In the above response we can see the document is under the “_source” object of the response. And the meta data consists of the other informations and the status of retrieval as “found”.

3.4 Update a document

What if need to update a field of an already indexed document?. Elasticsearch provides us with an update API for this operation. In our example, let us say I want to update the age field with a new value of 31. The request for this is shown as below:

curl -XPOST localhost:9200/test_index_01/test_type_01/1/_update -d '{"doc":{"age":31}}'

As you might have noted, I have given only the required field and the new value for that field ({“age”:31}) in the request. That too under an object named “doc” . The request also contains all the information about the document to be updated (index name, type name and the document id), so that Elasticsearch will find that document and make the changes to that specific field (this is not how it exactly works, but for the time being we are diving deep) . Now if no such field exist in the document, Elasticsearch will make one such field in the document.

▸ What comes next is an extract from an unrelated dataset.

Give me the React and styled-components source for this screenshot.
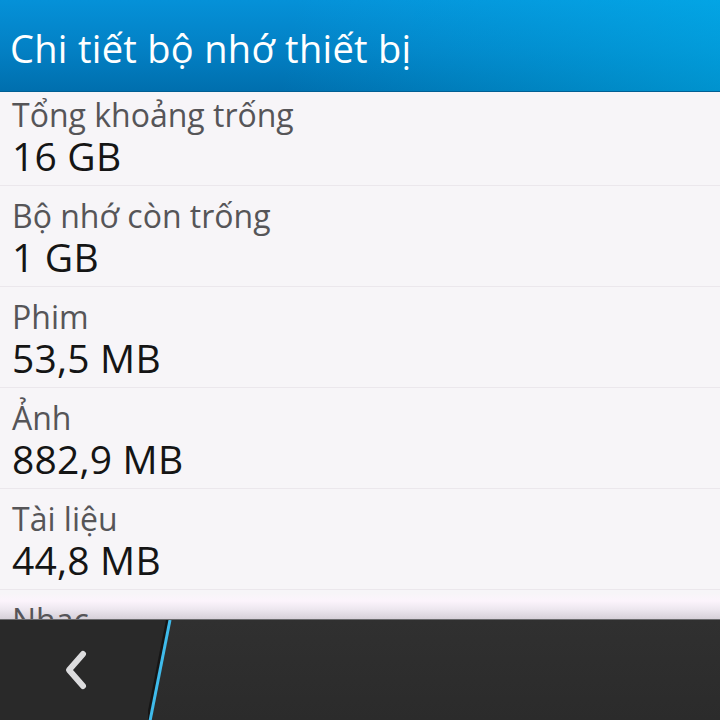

For the above request we will get the below response:

{
  "_index": "test_index_01",
  "_type": "test_type_01",
  "_id": "1",
  "_version": 2,
  "result": "updated",
  "_shards": {
    "total": 2,
    "successful": 1,
    "failed": 0
  }
}

In the result field in the above response, we can see the status as “updated”, which indicates that the updation was successfull.

3.5 Delete a document

The delete is similar to the read of mentioned early. Just give the index name, type name and the document id of the document to be deleted along with the request and get it deleted, like below:

curl -XDELETE localhost:9200/test_index_01/test_type_01/1

This would get us a response like below:

{
  "found": true,
  "_index": "test_index_01",
  "_type": "test_type_01",
  "_id": "1",
  "_version": 3,
  "result": "deleted",
  "_shards": {
    "total": 2,
    "successful": 1,
    "failed": 0
  }
}

Conclusion

In this article we have seen the installation of Elasticsearch and then the basic CRUD operations on it. In the next blog to this series we will see how to work with multiple elasticsearch instances on the same system.